Description of the task:
Retype the opening lines of the listing below, ending with the line that contains "border-t-[#848484] border-l-[#848484] border-r-[#f8f8f8]", and leave out any pictures.

Given data:
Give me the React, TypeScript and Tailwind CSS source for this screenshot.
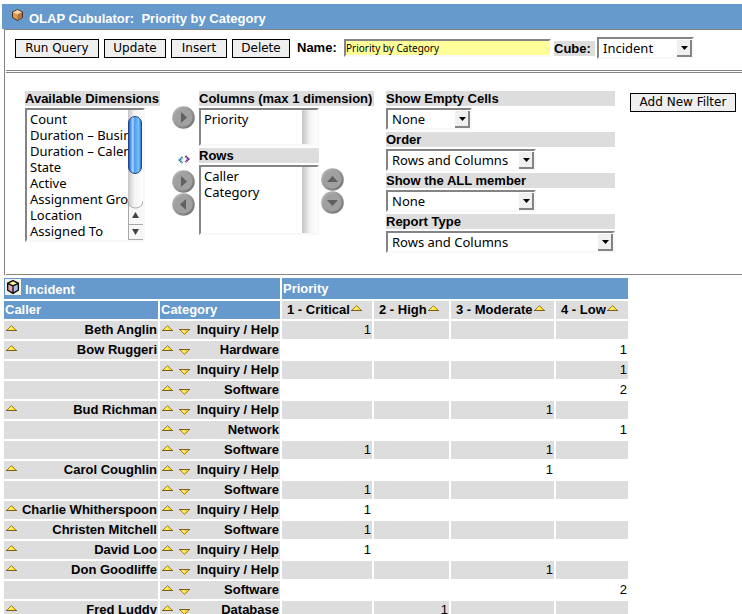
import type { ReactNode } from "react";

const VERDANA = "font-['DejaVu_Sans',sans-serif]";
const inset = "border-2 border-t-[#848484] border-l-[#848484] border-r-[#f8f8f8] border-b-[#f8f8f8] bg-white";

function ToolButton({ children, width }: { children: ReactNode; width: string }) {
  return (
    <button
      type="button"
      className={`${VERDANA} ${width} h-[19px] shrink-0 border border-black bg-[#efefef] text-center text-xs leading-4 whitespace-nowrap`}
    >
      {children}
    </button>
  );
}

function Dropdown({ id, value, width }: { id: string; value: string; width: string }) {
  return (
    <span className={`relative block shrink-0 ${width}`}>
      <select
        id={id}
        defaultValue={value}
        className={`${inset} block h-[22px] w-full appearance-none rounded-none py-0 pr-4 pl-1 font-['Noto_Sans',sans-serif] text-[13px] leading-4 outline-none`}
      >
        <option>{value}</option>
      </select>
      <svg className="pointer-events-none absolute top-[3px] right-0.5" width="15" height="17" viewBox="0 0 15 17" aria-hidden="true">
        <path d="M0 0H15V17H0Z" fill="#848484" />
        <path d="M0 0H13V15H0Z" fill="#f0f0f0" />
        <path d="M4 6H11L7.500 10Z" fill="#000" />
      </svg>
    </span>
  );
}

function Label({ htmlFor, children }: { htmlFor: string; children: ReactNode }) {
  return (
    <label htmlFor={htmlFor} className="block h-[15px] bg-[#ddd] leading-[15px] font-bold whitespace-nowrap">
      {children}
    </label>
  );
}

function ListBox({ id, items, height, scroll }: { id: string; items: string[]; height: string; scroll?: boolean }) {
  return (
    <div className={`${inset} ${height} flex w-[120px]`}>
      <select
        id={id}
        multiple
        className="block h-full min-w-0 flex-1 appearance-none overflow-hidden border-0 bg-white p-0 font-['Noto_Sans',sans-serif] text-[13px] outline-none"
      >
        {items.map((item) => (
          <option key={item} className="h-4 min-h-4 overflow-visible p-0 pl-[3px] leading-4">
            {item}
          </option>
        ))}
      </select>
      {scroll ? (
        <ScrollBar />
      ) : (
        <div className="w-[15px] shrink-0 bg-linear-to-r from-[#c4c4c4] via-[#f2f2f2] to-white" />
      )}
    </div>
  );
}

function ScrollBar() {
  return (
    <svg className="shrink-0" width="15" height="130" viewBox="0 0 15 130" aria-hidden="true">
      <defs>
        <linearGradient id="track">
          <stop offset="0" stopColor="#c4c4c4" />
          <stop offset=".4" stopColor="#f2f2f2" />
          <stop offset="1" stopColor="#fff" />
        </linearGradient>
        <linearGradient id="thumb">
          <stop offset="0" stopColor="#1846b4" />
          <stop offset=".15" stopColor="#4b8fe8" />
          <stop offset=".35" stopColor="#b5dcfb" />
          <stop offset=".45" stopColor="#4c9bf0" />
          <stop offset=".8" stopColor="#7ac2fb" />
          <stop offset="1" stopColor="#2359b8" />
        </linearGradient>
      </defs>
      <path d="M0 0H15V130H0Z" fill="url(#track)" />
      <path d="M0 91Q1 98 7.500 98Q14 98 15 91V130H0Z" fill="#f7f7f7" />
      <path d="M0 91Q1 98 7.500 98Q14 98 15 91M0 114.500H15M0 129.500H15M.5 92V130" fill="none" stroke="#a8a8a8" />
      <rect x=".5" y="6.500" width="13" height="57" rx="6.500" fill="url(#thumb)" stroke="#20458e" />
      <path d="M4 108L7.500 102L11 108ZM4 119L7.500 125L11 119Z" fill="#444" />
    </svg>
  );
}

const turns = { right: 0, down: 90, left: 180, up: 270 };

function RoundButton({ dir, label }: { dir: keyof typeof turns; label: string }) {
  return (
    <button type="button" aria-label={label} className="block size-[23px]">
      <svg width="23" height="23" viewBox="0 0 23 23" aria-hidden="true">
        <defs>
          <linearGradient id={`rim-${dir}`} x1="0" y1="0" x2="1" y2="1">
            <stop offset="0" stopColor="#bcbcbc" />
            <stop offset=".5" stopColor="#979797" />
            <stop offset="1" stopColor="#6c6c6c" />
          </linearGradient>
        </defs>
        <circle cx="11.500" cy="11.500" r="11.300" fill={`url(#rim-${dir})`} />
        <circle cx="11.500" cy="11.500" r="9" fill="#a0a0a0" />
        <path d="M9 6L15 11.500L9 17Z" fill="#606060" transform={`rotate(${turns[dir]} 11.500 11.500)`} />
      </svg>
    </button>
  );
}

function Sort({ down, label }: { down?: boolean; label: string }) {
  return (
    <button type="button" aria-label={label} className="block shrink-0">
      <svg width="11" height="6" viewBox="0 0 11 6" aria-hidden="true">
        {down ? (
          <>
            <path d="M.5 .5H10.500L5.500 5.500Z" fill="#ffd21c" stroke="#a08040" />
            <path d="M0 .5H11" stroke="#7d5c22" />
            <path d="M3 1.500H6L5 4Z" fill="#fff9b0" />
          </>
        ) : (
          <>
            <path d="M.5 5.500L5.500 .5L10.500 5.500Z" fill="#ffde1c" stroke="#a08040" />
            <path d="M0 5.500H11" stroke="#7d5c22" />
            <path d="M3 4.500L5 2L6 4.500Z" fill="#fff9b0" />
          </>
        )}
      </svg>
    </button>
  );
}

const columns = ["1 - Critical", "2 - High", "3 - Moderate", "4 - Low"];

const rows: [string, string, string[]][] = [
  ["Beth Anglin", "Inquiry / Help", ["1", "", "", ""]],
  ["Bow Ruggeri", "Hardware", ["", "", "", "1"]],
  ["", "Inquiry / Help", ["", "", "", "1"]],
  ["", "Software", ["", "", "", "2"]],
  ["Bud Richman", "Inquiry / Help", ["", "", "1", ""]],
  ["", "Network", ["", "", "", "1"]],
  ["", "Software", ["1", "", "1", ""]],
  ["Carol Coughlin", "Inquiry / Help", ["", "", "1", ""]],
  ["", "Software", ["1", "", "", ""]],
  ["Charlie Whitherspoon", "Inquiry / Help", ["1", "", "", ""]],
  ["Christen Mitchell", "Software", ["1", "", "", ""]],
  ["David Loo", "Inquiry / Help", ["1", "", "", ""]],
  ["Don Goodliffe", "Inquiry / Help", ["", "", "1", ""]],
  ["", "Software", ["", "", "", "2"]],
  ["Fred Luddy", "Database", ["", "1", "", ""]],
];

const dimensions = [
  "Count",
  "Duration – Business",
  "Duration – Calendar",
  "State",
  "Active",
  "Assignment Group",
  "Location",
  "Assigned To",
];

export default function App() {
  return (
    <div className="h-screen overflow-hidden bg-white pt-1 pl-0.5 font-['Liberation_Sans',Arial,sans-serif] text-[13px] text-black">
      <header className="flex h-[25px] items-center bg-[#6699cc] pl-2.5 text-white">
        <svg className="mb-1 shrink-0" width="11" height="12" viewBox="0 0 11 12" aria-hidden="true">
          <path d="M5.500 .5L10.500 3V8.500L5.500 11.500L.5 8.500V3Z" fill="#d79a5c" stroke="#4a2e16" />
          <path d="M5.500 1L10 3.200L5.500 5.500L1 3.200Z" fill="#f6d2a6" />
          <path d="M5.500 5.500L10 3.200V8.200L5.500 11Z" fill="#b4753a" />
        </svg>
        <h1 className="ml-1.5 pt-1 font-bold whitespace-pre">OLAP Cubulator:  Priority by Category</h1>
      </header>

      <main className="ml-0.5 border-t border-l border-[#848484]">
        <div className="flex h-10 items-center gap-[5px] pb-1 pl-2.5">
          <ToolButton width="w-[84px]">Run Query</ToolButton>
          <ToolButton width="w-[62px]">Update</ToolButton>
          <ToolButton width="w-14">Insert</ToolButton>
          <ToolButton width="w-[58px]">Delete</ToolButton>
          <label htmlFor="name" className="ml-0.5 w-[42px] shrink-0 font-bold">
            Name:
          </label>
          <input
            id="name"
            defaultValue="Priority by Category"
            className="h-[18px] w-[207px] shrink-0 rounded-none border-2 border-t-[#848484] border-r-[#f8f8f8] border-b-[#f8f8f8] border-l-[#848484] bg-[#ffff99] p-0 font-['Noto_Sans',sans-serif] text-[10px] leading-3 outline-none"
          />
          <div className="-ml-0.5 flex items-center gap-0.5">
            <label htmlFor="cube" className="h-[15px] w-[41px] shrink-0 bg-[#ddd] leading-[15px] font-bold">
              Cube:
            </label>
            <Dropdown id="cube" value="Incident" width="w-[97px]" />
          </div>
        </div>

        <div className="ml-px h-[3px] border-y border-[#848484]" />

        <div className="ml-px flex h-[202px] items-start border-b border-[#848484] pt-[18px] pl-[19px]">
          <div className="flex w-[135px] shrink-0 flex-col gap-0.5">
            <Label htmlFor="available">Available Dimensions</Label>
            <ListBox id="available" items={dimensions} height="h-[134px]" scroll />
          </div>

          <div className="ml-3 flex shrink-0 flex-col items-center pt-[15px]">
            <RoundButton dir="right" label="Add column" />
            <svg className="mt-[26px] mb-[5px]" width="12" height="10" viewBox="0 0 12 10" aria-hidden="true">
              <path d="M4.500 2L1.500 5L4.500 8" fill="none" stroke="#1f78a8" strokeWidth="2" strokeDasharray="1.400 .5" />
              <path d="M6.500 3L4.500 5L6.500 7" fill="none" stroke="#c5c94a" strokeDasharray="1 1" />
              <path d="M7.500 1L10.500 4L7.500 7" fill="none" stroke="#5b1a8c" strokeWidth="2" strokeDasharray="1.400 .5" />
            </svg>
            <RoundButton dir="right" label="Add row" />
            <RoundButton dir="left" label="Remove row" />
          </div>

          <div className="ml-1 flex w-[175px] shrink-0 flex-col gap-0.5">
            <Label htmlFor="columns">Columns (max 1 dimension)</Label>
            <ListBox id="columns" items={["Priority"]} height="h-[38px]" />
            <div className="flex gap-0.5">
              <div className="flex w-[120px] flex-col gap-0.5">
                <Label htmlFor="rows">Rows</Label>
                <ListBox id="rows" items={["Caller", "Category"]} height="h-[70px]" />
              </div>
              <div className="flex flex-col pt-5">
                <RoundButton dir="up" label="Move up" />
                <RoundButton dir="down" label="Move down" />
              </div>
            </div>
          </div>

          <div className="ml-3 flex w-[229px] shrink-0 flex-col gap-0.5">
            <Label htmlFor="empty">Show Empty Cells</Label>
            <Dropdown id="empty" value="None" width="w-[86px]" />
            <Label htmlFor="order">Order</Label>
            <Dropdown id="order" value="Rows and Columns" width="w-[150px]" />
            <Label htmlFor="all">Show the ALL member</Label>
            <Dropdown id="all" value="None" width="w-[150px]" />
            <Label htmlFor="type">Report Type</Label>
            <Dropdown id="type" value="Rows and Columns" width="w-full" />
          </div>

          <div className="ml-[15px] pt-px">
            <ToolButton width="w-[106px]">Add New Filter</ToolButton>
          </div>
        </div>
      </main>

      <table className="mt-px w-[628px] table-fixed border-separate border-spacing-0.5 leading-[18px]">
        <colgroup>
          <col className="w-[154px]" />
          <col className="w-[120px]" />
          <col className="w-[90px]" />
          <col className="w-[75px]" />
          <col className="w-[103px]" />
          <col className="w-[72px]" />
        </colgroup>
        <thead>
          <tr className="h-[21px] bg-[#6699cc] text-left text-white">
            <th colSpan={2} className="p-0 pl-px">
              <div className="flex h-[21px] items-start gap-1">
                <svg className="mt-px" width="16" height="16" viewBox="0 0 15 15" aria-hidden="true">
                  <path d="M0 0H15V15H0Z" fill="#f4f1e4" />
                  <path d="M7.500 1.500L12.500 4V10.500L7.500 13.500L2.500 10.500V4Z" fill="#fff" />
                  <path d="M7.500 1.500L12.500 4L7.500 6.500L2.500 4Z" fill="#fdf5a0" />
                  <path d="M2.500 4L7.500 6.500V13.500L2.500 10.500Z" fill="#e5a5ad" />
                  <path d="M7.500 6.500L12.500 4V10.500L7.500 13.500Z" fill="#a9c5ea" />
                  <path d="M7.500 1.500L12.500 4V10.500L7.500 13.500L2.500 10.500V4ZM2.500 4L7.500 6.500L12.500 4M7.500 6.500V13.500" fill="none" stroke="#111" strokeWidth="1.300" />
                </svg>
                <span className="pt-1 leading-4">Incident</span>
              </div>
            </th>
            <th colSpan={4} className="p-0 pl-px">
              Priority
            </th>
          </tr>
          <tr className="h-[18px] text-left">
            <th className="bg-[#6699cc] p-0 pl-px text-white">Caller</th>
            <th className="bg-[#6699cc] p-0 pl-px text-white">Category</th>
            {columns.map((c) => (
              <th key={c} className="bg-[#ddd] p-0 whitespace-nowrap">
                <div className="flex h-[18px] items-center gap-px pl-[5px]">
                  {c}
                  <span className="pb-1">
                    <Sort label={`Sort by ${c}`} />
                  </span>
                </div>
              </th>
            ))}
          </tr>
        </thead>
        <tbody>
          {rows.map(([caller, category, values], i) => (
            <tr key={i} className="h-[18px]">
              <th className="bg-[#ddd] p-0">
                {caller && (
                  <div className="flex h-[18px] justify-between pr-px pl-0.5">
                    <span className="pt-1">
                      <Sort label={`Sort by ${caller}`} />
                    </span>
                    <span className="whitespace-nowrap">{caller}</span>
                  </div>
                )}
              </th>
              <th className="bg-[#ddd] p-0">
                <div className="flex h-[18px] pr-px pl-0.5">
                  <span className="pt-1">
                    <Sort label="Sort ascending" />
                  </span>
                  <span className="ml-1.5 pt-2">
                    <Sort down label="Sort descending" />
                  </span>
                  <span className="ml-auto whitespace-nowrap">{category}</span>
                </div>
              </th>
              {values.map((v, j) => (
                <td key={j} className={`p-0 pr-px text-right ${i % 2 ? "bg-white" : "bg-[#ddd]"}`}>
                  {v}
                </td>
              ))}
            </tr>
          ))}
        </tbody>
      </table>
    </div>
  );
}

Solution:
Give me the React, TypeScript and Tailwind CSS source for this screenshot.
import type { ReactNode } from "react";

const VERDANA = "font-['DejaVu_Sans',sans-serif]";
const inset = "border-2 border-t-[#848484] border-l-[#848484] border-r-[#f8f8f8] border-b-[#f8f8f8] bg-white";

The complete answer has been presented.